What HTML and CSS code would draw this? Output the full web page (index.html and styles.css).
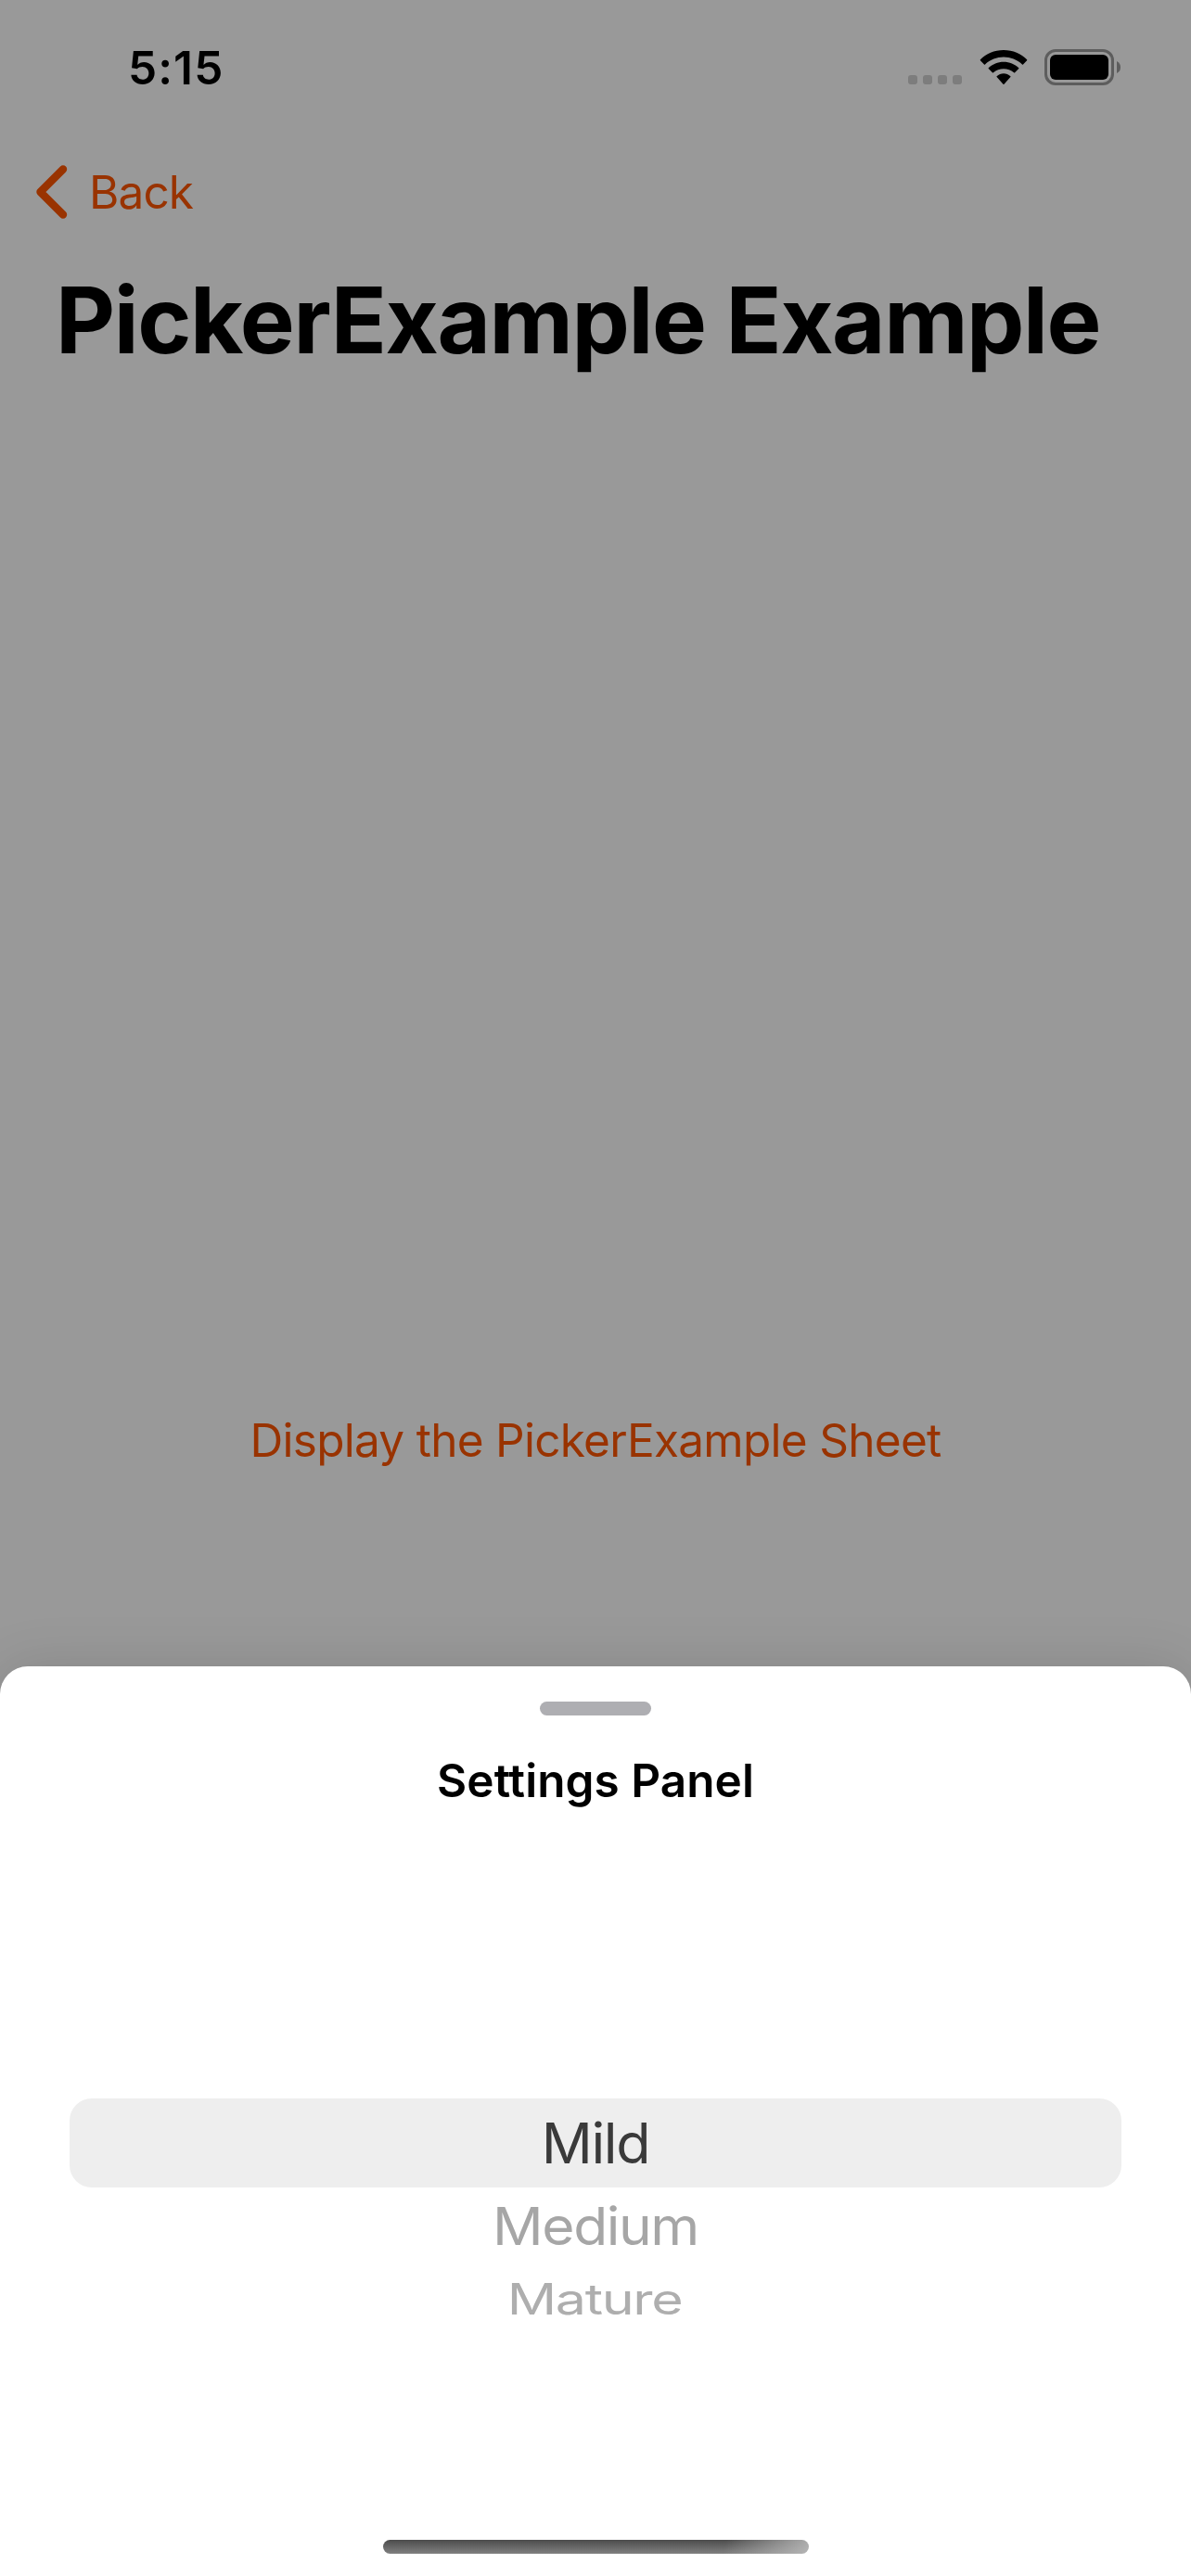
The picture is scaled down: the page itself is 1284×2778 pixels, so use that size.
FILE: index.html
```html
<!DOCTYPE html>
<html lang="en">
<head>
<meta charset="utf-8">
<title>PickerExample Example</title>
<link rel="stylesheet" href="styles.css">
</head>
<body>
<div class="screen">
  <header class="status-bar">
    <span class="time">5:15</span>
    <div class="indicators">
      <div class="signal"><i></i><i></i><i></i><i></i></div>
      <svg class="wifi" width="52" height="38" viewBox="0 0 52 38">
        <path d="M26 0C36 0 45 4 51.100 10.300Q51.500 10.700 51.100 11.200L47 15.400Q46.500 15.900 46 15.400C40.500 10.500 33.500 7.600 26 7.600S11.500 10.500 6 15.400Q5.500 15.900 5 15.400L.900 11.200Q.500 10.700 .900 10.300C7 4 16 0 26 0Z"/>
        <path d="M26 12.700C32.300 12.700 38 15.100 42.300 19.200Q42.700 19.600 42.300 20.100L38.100 24.300Q37.600 24.700 37.100 24.300C34 21.700 30.200 20.300 26 20.300S18 21.700 14.900 24.300Q14.400 24.700 13.900 24.300L9.700 20.100Q9.300 19.600 9.700 19.200C14 15.100 19.700 12.700 26 12.700Z"/>
        <path d="M26 25.300C28.700 25.300 31.300 26.300 33.400 28.200Q33.800 28.600 33.400 29L26.500 36.700Q26 37.200 25.500 36.700L18.600 29Q18.200 28.600 18.600 28.200C20.700 26.300 23.300 25.300 26 25.300Z"/>
      </svg>
      <svg class="battery" width="83" height="39" viewBox="0 0 83 39">
        <rect x="1.500" y="1.500" width="72" height="36" rx="10.500" fill="none" stroke="#5d5d5d" stroke-width="3"/>
        <rect x="6" y="6" width="63" height="27" rx="6"/>
        <path d="M78 13Q82 15 82 19.500T78 26Z" fill="#5d5d5d"/>
      </svg>
    </div>
  </header>
  <nav class="nav-bar">
    <svg class="chevron" width="34" height="58" viewBox="0 0 34 58">
      <path d="M29 4.500L4.500 29L29 53.500" fill="none" stroke="#993300" stroke-width="8.400" stroke-linecap="round" stroke-linejoin="round"/>
    </svg>
    <span class="back">Back</span>
  </nav>
  <h1 class="title">PickerExample Example</h1>
  <main class="content">
    <a class="open-sheet">Display the PickerExample Sheet</a>
  </main>
  <section class="sheet">
    <div class="grabber"></div>
    <h2 class="sheet-title">Settings Panel</h2>
    <div class="picker">
      <div class="option selected">Mild</div>
      <div class="option near">Medium</div>
      <div class="option far">Mature</div>
    </div>
    <div class="home-indicator"></div>
  </section>
</div>
</body>
</html>
```
FILE: styles.css
```css
* { box-sizing: border-box; margin: 0; padding: 0; }

body {
  background: #999;
  color: #000;
  font: 400 49.5px/60px Inter, "Liberation Sans", sans-serif;
}

.screen {
  width: 1284px;
  height: 2778px;
  display: flex;
  flex-direction: column;
  overflow: hidden;
}

.status-bar {
  height: 141px;
  padding: 43px 75px 0 138px;
  display: flex;
  justify-content: space-between;
  align-items: flex-start;
}

.time { font-weight: 600; letter-spacing: 1.1px; }

.indicators { display: flex; align-items: flex-start; padding-top: 10px; }

.signal { display: flex; gap: 6px; padding-top: 28px; margin-right: 18.5px; }
.signal i { width: 10px; height: 10px; border-radius: 3px; background: #7d7d7d; }

.wifi { margin: 1px 18.5px 0 0; }

.nav-bar {
  height: 144px;
  padding: 36px 39px 0;
  display: flex;
  align-items: flex-start;
  gap: 23px;
  color: #930;
}

.chevron { margin-top: 1px; }
.back { letter-spacing: -.9px; }

.title {
  padding-left: 60px;
  font-size: 99px;
  line-height: 120px;
  font-weight: 700;
  letter-spacing: -1.4px;
  white-space: nowrap;
}

.content {
  height: 1392px;
  padding-bottom: 214px;
  display: flex;
  justify-content: center;
  align-items: flex-end;
}

.open-sheet { color: #930; letter-spacing: -.72px; }

.sheet {
  height: 981px;
  padding: 38px 75px 24px;
  display: flex;
  flex-direction: column;
  align-items: center;
  background: #fff;
  border-radius: 30px 30px 0 0;
  box-shadow: 0 0 60px rgba(0, 0, 0, .12);
}

.grabber { width: 120px; height: 15px; border-radius: 8px; background: #aeaeb2; }

.sheet-title {
  margin-top: 40px;
  font-size: 49.5px;
  font-weight: 600;
  letter-spacing: .05px;
}

.picker { width: 100%; margin-top: 313px; }

.option {
  font-size: 61px;
  line-height: 74px;
  letter-spacing: -1.4px;
  text-align: center;
}

.selected {
  height: 96px;
  line-height: 96px;
  border-radius: 24px;
  background: #eee;
  color: #3a3a3a;
}

.near { margin-top: 5px; color: #a6a6a6; transform: scale(.991, .93); }
.far { margin-top: 4px; padding-right: 2px; color: #aeaeae; transform: scale(.97, .755); }

.home-indicator {
  width: 459px;
  height: 15px;
  margin-top: auto;
  border-radius: 8px;
  background:
    linear-gradient(100deg, rgba(190, 190, 190, 0) 80%, rgba(190, 190, 190, .85) 100%),
    linear-gradient(#4c4c4c, #808080);
}
```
-*-*-
▸ Request: Your task is to repeat the material above exactly, without its pictures.

▸ Solution for this task:
What HTML and CSS code would draw this? Output the full web page (index.html and styles.css).
The picture is scaled down: the page itself is 1284×2778 pixels, so use that size.
FILE: index.html
```html
<!DOCTYPE html>
<html lang="en">
<head>
<meta charset="utf-8">
<title>PickerExample Example</title>
<link rel="stylesheet" href="styles.css">
</head>
<body>
<div class="screen">
  <header class="status-bar">
    <span class="time">5:15</span>
    <div class="indicators">
      <div class="signal"><i></i><i></i><i></i><i></i></div>
      <svg class="wifi" width="52" height="38" viewBox="0 0 52 38">
        <path d="M26 0C36 0 45 4 51.100 10.300Q51.500 10.700 51.100 11.200L47 15.400Q46.500 15.900 46 15.400C40.500 10.500 33.500 7.600 26 7.600S11.500 10.500 6 15.400Q5.500 15.900 5 15.400L.900 11.200Q.500 10.700 .900 10.300C7 4 16 0 26 0Z"/>
        <path d="M26 12.700C32.300 12.700 38 15.100 42.300 19.200Q42.700 19.600 42.300 20.100L38.100 24.300Q37.600 24.700 37.100 24.300C34 21.700 30.200 20.300 26 20.300S18 21.700 14.900 24.300Q14.400 24.700 13.900 24.300L9.700 20.100Q9.300 19.600 9.700 19.200C14 15.100 19.700 12.700 26 12.700Z"/>
        <path d="M26 25.300C28.700 25.300 31.300 26.300 33.400 28.200Q33.800 28.600 33.400 29L26.500 36.700Q26 37.200 25.500 36.700L18.600 29Q18.200 28.600 18.600 28.200C20.700 26.300 23.300 25.300 26 25.300Z"/>
      </svg>
      <svg class="battery" width="83" height="39" viewBox="0 0 83 39">
        <rect x="1.500" y="1.500" width="72" height="36" rx="10.500" fill="none" stroke="#5d5d5d" stroke-width="3"/>
        <rect x="6" y="6" width="63" height="27" rx="6"/>
        <path d="M78 13Q82 15 82 19.500T78 26Z" fill="#5d5d5d"/>
      </svg>
    </div>
  </header>
  <nav class="nav-bar">
    <svg class="chevron" width="34" height="58" viewBox="0 0 34 58">
      <path d="M29 4.500L4.500 29L29 53.500" fill="none" stroke="#993300" stroke-width="8.400" stroke-linecap="round" stroke-linejoin="round"/>
    </svg>
    <span class="back">Back</span>
  </nav>
  <h1 class="title">PickerExample Example</h1>
  <main class="content">
    <a class="open-sheet">Display the PickerExample Sheet</a>
  </main>
  <section class="sheet">
    <div class="grabber"></div>
    <h2 class="sheet-title">Settings Panel</h2>
    <div class="picker">
      <div class="option selected">Mild</div>
      <div class="option near">Medium</div>
      <div class="option far">Mature</div>
    </div>
    <div class="home-indicator"></div>
  </section>
</div>
</body>
</html>
```
FILE: styles.css
```css
* { box-sizing: border-box; margin: 0; padding: 0; }

body {
  background: #999;
  color: #000;
  font: 400 49.5px/60px Inter, "Liberation Sans", sans-serif;
}

.screen {
  width: 1284px;
  height: 2778px;
  display: flex;
  flex-direction: column;
  overflow: hidden;
}

.status-bar {
  height: 141px;
  padding: 43px 75px 0 138px;
  display: flex;
  justify-content: space-between;
  align-items: flex-start;
}

.time { font-weight: 600; letter-spacing: 1.1px; }

.indicators { display: flex; align-items: flex-start; padding-top: 10px; }

.signal { display: flex; gap: 6px; padding-top: 28px; margin-right: 18.5px; }
.signal i { width: 10px; height: 10px; border-radius: 3px; background: #7d7d7d; }

.wifi { margin: 1px 18.5px 0 0; }

.nav-bar {
  height: 144px;
  padding: 36px 39px 0;
  display: flex;
  align-items: flex-start;
  gap: 23px;
  color: #930;
}

.chevron { margin-top: 1px; }
.back { letter-spacing: -.9px; }

.title {
  padding-left: 60px;
  font-size: 99px;
  line-height: 120px;
  font-weight: 700;
  letter-spacing: -1.4px;
  white-space: nowrap;
}

.content {
  height: 1392px;
  padding-bottom: 214px;
  display: flex;
  justify-content: center;
  align-items: flex-end;
}

.open-sheet { color: #930; letter-spacing: -.72px; }

.sheet {
  height: 981px;
  padding: 38px 75px 24px;
  display: flex;
  flex-direction: column;
  align-items: center;
  background: #fff;
  border-radius: 30px 30px 0 0;
  box-shadow: 0 0 60px rgba(0, 0, 0, .12);
}

.grabber { width: 120px; height: 15px; border-radius: 8px; background: #aeaeb2; }

.sheet-title {
  margin-top: 40px;
  font-size: 49.5px;
  font-weight: 600;
  letter-spacing: .05px;
}

.picker { width: 100%; margin-top: 313px; }

.option {
  font-size: 61px;
  line-height: 74px;
  letter-spacing: -1.4px;
  text-align: center;
}

.selected {
  height: 96px;
  line-height: 96px;
  border-radius: 24px;
  background: #eee;
  color: #3a3a3a;
}

.near { margin-top: 5px; color: #a6a6a6; transform: scale(.991, .93); }
.far { margin-top: 4px; padding-right: 2px; color: #aeaeae; transform: scale(.97, .755); }

.home-indicator {
  width: 459px;
  height: 15px;
  margin-top: auto;
  border-radius: 8px;
  background:
    linear-gradient(100deg, rgba(190, 190, 190, 0) 80%, rgba(190, 190, 190, .85) 100%),
    linear-gradient(#4c4c4c, #808080);
}
```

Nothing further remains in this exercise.